Supplied information:
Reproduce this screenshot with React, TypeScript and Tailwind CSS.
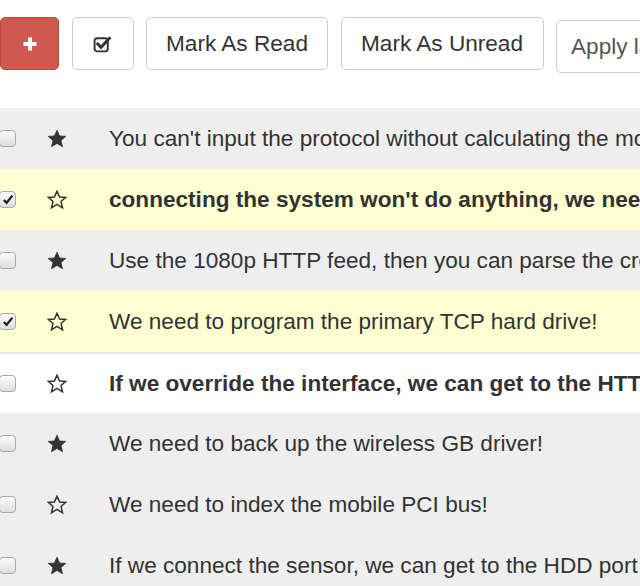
import React from "react";

const rows = [
  { text: "You can't input the protocol without calculating the mobile SSL matrix!", starred: true, checked: false, bold: false, bg: "bg-[#eeeeee]" },
  { text: "connecting the system won't do anything, we need to copy the bluetooth AGP bus!", starred: false, checked: true, bold: true, bg: "bg-[#ffffd2]" },
  { text: "Use the 1080p HTTP feed, then you can parse the cross-platform hard drive!", starred: true, checked: false, bold: false, bg: "bg-[#eeeeee]" },
  { text: "We need to program the primary TCP hard drive!", starred: false, checked: true, bold: false, bg: "bg-[#ffffd2]" },
  { text: "If we override the interface, we can get to the HTTP feed through the virtual EXE interface!", starred: false, checked: false, bold: true, bg: "bg-white border-t-2 border-[#e6e6e6]" },
  { text: "We need to back up the wireless GB driver!", starred: true, checked: false, bold: false, bg: "bg-[#eeeeee]" },
  { text: "We need to index the mobile PCI bus!", starred: false, checked: false, bold: false, bg: "bg-[#eeeeee]" },
  { text: "If we connect the sensor, we can get to the HDD port through the redundant IB firewall!", starred: true, checked: false, bold: false, bg: "bg-[#eeeeee]" },
];

function StarIcon({ filled }: { filled: boolean }) {
  const pts = "10,1.2 12.6,7 18.8,7.4 14,11.5 15.5,17.8 10,14.4 4.5,17.8 6,11.5 1.2,7.4 7.4,7";
  return (
    <svg width="20" height="19" viewBox="0 0 20 19" className="shrink-0">
      {filled ? (
        <polygon points={pts} fill="#333" stroke="#333" strokeWidth="0.8" strokeLinejoin="round" />
      ) : (
        <polygon points={pts} fill="none" stroke="#333" strokeWidth="1.5" strokeLinejoin="miter" />
      )}
    </svg>
  );
}

function CheckSquareIcon() {
  return (
    <svg width="19" height="19" viewBox="0 0 18 18" className="shrink-0">
      <rect x="1.5" y="4" width="12.5" height="12.5" rx="2.5" fill="none" stroke="#333" strokeWidth="1.8" />
      <path d="M4.5 9.5 L7.6 12.6 L15.5 4" fill="none" stroke="#333" strokeWidth="2.8" strokeLinecap="square" />
    </svg>
  );
}

function Box({ checked }: { checked: boolean }) {
  return (
    <div className="w-[17px] h-[17px] rounded-[4px] border border-[#a9a9a9] bg-gradient-to-b from-[#fbfbfb] to-[#dedede] flex items-center justify-center shadow-[inset_0_1px_0_#fff]">
      {checked && (
        <svg width="12" height="11" viewBox="0 0 12 11">
          <path d="M1.8 6 L4.6 8.8 L10.4 1.6" fill="none" stroke="#222" strokeWidth="2.2" />
        </svg>
      )}
    </div>
  );
}

export default function App() {
  return (
    <div className="w-[640px] h-[586px] overflow-hidden bg-white text-[#333] font-['Liberation_Sans',Arial,sans-serif]">
      <div className="flex items-start gap-[12.5px] pt-[17px] h-[108px] whitespace-nowrap">
        <button className="w-[59px] h-[53px] shrink-0 rounded-[5px] bg-[#d0594f] border border-[#c0473e] flex items-center justify-center">
          <svg width="16" height="16" viewBox="0 0 16 16">
            <path d="M8 1.5 V14.5 M1.5 8 H14.5" stroke="#fff" strokeWidth="4" />
          </svg>
        </button>
        <button className="w-[62px] h-[53px] shrink-0 rounded-[5px] bg-white border border-[#cccccc] flex items-center justify-center">
          <CheckSquareIcon />
        </button>
        <button className="w-[182px] h-[53px] shrink-0 rounded-[5px] bg-white border border-[#cccccc] text-[22.6px] text-[#333]">
          Mark As Read
        </button>
        <button className="w-[203px] h-[53px] shrink-0 rounded-[5px] bg-white border border-[#cccccc] text-[22.6px] text-[#333]">
          Mark As Unread
        </button>
        <div className="mt-[3px] w-[180px] h-[53px] shrink-0 rounded-[5px] bg-white border border-[#cccccc] text-[22.6px] text-[#555] flex items-center pl-[14px]">
          Apply labels
        </div>
      </div>

      <div>
        {rows.map((r, i) => (
          <div key={i} className={`h-[61px] flex items-center whitespace-nowrap ${r.bg}`}>
            <div className="ml-[-1px] w-[18px] shrink-0">
              <Box checked={r.checked} />
            </div>
            <div className="ml-[30px] w-[62px] shrink-0 flex">
              <StarIcon filled={r.starred} />
            </div>
            <span className={`text-[22.6px] ${r.bold ? "font-bold" : ""}`}>{r.text}</span>
          </div>
        ))}
      </div>
    </div>
  );
}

To do: Starting at the first line of the material, output exactly the lines up to and including the one with "import React from". Do not include the pictures.

The output:
Reproduce this screenshot with React, TypeScript and Tailwind CSS.
import React from "react";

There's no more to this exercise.